Ken's behaviour was disgraceful. So why did he survive? There are a couple of related reasons. First, he is widely popular. With the passage of time, he has become a monstre sacre. Ken will be Ken: everyone laughs at his peccadilloes, although there is often a wry note. "Ken uses a broad brush" said one Downing Street adviser. "Trouble is, everyone else gets spattered with paint". Second, it is assumed that Ken is too bluff, hearty and honest to bother with the niceties or to conceal his feelings. On that point, however, the truth is more complex. The bluff heartiness is often an excuse for intellectual idleness. Ken cannot be bothered to master the detail, so he just biffs his way through, chuckling as he goes.

The honesty is equally problematic. No question: Ken Clarke is a decent bloke with no great taste for guile – except on the most important question of all: European federalism. Throughout his political career, he has been fixated on that great goal: his desire to deliver Britain bound and chained into political serfdom in a united Europe. That also helps to explain his lack of interest in political detail. He looks forward to the day when the details of British politics no longer matter because the big decisions will be taken elsewhere.

That will never happen, for which we must be thankful to Tony Blair and Gordon Brown. 1997 was the hour of maximum danger. The Tory party had been shattered. Mr Blair was master of the battlefield; William Hague was making no impression. Worse still, two of the few Tory politicians who did resonate with the public were ready to collaborate with Tony Blair in a referendum on the Euro. Ken Clarke and Michael Heseltine would have been formidable and might have crippled the Tories' efforts. They were virtually offering Mr Blair a deal: you go for the Euro and we will wreck the Tory party. Only gradually did the Tory fifth column realise that Tony Blair was only interested in keeping their side of the bargain.

If Mr Blair had possessed one-tenth of Margaret Thatcher's political courage, that was the moment to strike. Fortunately, he failed the test. There was also his difficulty with Gordon Brown. But it is surely a dreadful admission of guilt for any Tory to have to make: that we should all be grateful to Gordon Brown for saving us from Ken Clarke.

For forty years, the Tory party harboured vipers in its bosom: men who had come into public life to undermine their country; who flew the Union flag for public consumption, but whose covert soul owed its allegiance to the twelve stars. Most of those saboteurs are now in the Lords, which limits their opportunities for national betrayal. Ken is the sole survivor in the Lower House, and insults to Cabinet colleagues are a lesser crime than conspiracy to destroy the Pound. But he still has nuisance value, on a crucial matter.
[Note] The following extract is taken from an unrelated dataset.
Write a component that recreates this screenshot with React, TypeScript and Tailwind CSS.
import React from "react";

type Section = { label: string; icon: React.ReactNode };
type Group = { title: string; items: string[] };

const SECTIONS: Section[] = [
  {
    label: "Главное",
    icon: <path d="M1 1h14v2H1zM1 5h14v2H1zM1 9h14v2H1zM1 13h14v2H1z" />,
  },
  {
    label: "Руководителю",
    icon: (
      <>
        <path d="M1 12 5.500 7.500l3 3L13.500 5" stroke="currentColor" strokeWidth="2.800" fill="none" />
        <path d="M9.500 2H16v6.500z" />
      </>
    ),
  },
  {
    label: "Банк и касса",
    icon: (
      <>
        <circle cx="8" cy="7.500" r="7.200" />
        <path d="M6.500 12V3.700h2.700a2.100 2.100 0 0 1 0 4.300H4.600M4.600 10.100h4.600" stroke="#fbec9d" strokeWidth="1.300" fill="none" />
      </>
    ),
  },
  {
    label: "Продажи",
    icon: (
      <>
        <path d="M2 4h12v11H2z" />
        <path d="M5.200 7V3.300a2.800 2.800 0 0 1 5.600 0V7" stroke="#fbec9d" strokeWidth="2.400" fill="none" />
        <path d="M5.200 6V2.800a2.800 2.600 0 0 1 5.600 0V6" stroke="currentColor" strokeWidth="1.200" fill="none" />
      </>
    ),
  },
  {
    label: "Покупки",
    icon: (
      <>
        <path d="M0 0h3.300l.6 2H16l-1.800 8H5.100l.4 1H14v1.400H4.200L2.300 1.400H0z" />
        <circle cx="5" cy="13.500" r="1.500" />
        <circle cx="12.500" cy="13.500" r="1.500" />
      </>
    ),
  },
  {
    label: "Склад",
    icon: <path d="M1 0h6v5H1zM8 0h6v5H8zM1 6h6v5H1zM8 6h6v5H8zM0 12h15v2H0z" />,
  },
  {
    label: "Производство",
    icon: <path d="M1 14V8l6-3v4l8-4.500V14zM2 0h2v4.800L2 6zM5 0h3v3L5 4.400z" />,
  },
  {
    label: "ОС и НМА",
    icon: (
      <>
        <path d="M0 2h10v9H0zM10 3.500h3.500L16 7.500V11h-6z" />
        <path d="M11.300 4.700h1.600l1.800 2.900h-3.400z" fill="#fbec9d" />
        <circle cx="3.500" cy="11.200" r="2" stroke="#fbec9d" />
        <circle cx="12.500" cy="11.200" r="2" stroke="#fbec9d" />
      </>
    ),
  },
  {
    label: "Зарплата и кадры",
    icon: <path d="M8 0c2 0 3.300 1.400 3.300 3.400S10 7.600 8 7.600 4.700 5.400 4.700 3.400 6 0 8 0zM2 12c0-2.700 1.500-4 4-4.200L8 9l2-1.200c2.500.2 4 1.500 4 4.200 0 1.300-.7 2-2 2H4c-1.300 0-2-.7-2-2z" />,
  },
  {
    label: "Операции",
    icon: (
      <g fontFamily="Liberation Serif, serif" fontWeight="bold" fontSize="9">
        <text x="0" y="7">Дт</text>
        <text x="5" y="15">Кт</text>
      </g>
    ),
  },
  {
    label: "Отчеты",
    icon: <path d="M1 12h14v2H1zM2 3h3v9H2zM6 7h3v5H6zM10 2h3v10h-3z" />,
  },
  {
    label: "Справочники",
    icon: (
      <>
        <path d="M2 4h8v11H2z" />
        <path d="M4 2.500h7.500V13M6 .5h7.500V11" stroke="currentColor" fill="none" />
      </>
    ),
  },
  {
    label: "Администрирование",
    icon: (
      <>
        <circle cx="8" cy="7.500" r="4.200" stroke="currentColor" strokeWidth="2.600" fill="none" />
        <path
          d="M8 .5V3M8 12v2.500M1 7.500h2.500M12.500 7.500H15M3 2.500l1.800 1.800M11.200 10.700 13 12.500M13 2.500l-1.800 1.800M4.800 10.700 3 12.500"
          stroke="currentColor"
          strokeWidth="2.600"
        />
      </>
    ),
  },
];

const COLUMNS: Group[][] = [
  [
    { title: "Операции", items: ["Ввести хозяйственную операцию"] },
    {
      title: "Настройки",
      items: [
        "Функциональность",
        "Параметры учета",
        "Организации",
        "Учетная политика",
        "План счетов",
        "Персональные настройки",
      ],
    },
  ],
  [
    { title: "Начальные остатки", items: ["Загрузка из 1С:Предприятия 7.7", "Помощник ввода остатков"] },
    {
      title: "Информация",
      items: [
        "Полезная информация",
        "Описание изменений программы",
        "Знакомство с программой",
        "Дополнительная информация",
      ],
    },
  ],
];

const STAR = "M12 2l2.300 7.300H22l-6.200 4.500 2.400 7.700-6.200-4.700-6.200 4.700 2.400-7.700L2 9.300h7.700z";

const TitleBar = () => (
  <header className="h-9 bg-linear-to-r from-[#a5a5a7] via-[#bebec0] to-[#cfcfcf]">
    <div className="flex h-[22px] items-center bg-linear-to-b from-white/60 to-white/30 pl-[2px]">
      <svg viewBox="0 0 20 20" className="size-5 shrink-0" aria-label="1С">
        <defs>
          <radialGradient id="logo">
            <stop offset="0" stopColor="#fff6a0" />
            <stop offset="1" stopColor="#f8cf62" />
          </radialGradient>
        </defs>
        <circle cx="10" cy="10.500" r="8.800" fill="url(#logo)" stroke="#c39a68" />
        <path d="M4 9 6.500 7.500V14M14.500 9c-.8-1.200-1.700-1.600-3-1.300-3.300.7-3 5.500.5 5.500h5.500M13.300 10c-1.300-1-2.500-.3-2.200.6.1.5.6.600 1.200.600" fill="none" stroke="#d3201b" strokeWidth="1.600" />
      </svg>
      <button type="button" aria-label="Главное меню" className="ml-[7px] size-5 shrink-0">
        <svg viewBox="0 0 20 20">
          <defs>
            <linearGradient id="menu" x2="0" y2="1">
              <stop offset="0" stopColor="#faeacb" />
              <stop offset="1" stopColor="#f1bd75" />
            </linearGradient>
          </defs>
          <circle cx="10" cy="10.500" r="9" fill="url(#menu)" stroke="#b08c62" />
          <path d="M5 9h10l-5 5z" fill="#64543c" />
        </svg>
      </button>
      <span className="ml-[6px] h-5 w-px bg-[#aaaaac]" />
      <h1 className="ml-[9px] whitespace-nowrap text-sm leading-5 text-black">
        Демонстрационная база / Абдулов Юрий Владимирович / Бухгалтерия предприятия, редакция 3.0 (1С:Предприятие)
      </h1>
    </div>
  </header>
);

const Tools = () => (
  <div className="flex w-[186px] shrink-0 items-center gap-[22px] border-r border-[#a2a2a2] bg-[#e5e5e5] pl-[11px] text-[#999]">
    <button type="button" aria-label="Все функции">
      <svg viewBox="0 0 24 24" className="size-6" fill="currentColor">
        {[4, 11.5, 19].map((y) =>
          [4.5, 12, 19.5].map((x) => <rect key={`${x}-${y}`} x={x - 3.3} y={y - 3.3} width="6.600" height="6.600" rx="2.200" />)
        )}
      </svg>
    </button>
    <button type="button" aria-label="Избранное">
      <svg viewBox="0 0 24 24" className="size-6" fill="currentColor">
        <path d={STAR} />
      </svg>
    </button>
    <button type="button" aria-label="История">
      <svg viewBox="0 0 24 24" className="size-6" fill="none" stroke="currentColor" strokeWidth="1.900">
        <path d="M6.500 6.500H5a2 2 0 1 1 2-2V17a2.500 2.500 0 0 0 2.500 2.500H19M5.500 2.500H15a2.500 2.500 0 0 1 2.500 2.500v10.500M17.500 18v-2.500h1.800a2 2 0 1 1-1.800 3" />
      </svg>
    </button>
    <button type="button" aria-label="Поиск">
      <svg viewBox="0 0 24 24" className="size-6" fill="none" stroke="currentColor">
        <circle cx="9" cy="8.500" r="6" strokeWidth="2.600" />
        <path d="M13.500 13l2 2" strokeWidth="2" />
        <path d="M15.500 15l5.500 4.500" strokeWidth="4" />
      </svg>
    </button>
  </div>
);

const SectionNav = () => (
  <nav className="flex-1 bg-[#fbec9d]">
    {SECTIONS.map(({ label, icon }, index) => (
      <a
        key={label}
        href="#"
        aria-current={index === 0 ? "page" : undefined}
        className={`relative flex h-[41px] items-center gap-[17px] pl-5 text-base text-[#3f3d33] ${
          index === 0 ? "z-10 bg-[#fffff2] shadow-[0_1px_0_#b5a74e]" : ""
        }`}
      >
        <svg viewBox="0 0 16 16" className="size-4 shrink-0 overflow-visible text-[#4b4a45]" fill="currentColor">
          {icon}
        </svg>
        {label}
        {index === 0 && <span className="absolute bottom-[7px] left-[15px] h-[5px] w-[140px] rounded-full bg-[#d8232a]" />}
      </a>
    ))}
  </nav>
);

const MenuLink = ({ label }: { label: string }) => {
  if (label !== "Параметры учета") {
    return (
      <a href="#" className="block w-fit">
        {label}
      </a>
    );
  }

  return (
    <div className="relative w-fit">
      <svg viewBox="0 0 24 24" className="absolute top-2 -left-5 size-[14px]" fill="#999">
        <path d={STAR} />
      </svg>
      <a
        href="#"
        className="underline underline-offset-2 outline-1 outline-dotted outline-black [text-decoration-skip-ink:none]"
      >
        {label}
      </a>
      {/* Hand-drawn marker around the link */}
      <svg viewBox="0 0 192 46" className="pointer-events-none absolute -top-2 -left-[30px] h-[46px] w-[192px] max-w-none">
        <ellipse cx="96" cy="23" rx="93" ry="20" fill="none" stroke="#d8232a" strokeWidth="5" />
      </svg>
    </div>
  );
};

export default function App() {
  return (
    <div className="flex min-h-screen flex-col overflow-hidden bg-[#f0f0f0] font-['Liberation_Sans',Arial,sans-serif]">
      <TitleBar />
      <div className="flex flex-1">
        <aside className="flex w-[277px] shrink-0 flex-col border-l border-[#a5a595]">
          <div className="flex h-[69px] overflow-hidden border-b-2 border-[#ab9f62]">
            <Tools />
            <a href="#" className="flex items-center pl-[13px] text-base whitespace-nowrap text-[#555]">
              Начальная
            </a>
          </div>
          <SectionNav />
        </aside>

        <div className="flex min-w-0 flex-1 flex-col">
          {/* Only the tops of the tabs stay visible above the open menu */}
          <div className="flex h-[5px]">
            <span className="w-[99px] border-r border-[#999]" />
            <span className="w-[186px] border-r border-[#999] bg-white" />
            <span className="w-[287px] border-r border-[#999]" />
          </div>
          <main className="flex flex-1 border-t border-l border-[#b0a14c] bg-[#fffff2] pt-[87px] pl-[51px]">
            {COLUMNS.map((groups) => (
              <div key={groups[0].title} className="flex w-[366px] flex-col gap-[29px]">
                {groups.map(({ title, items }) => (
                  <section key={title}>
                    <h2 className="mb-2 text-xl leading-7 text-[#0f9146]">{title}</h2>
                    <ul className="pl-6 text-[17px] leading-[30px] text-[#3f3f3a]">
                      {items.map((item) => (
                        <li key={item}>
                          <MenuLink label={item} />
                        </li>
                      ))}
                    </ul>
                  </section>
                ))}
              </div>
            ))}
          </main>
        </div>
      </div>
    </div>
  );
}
The Euro was easily the worst political misjudgment since 1945. It has landed much of Europe in a crisis. Hundreds of millions of people are stuck with a currency which is not right for them. As a result, unemployment rates are much higher than they ought to be and growth rates significantly lower. Living standards are suffering. There is an obvious danger of social and political unrest, in countries with no deep roots in political stability. We in Britain are avoiding the worst of the mess, no thanks to Ken Clarke. He is like a chemist who was filling the aspirin bottles with arsenic, and the extraordinary thing is – he is still at it.

One might have thought that a poltician so blood-boltered in calamity might feel, first, that he was lucky to remain in office – and second, that a smidgeon of humility was called for. After all, if you were in favour of the Euro, why should anyone ever trust your judgment again, on anything?
None of that troubles our ineffable Ken. He failed to deprive his country of its currency, so what does he do? Moves on to its laws and liberties. If he is not allowed to wreck the pound, he will merely turn his fire on criminal justice and immigration. The European Court of Human Rights has been designed to become the Supreme Court of a united Europe. Fo centuries, we in Britain have lived under the rule of law. In England, this was strengthened by one of the greatest expressions of English genius, the Common Law. Under it, judges could reason from old principles to new circumstances, without challenging the supremacy of Parliament. There was a constant and creative dialectic between judge-made law and statute law.

Now, instead of that marvelously rich legal heritage, we are offered European law. It is a swindle, and Ken is one of the most shameless of the swindlers. We can only wonder why he hates his country so much. What is it about British history that convinces him of our inability to govern ourselves?

Ken has evaded his just deserts, at least this time. The same may be true, pro tem, of Chris Huhne. But his weaselly tretment of a Cabinet colleague helps to explain his political standing. Although he is a clever fellow, hardly anybody in politics likes him or trusts him.

Whatever Mr Huhne's fate, there will be no escape for Liam Fox. Nor should there be. It is sad, because he is a man of many qualities. But even before the latest embarrassment, he was failing to grip his department. He could neither think through defence policy nor get on with the generals, some of whom thought that he had a social chip. If so, that would indeed be childlike and laughable. Those who make the charge are men I respect, who do not talk in haste or in malice.

So Dr Fox was not doing his job properly. Now, he cannot do it properly. The fighting forces in the field are entitled to have confidence in their Secretary of State. He has forfeited any title to confidence. He must go.